Si l’on demandait aux géologues à quoi ressemble le Cervin, j’imagine qu’ils répondraient volontiers à un immense point d’interrogation. Et en effet quelle est l’origine de cette prodigieuse pyramide ? Comment s’est-elle formée ? Quel agent a sculpté ses parois à pic et aiguisé son sommet en fer de lance ? Quelle force a pu découper si nettement ces murailles perpendiculaires ? On serait tenté, je le répète, de croire que c’est un jet de matière liquéfiée lancée du sein du globe et pétrifiée en un prisme immense ; mais au flanc de la montagne on aperçoit les lignes de stratification et les couches de différentes couleurs qui la constituent.
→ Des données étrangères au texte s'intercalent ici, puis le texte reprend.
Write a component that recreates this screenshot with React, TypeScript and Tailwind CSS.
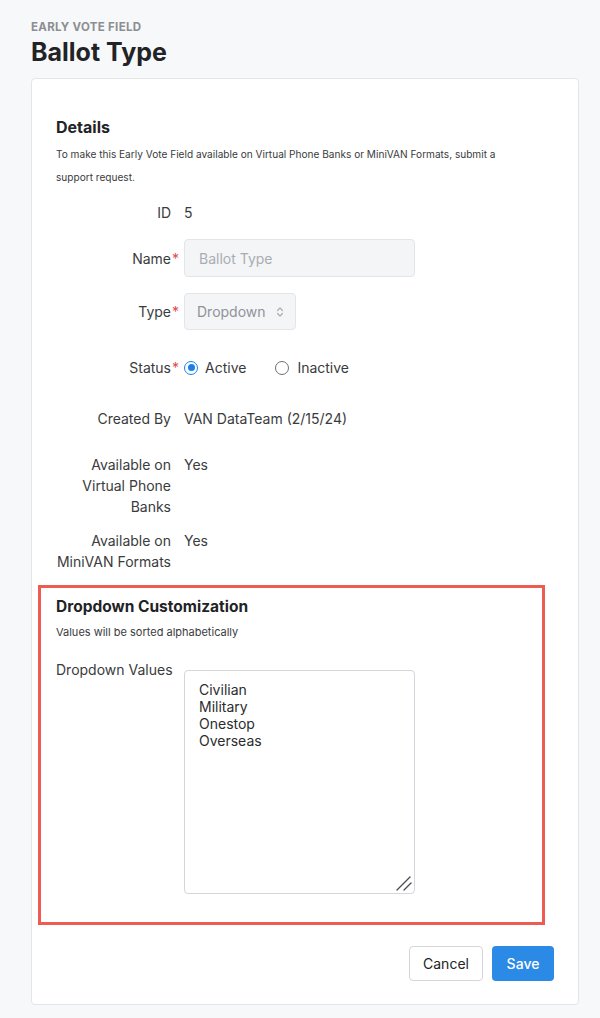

Ces couches sont même presque horizontales et plongent vers le sud sous un angle très peu incliné. La montagne n’est donc pas formée, comme beaucoup d’autres hauts sommets tels que le Mont-Blanc, le Finsteraarhorn ou le Weisshorn, de masses redressées et reposant sur leur tranche. Alors faudrait-il admettre avec les partisans du système de l’érosion, et ainsi que le soutient M. Tyndall, que ce sont les influences atmosphériques et l’eau qui, en creusant les vallées, ont aussi enlevé peu à

  1. Du côté du nord, il est absolument impossible même d’essayer de gravir le Cervin ; du côté du sud, cette montagne se rattache à la grande arête du centre par des pentes moins verticales. Aussi est-ce de ce côté qu’un Anglais, M, Tyndall, a tenté récemment de l’aborder.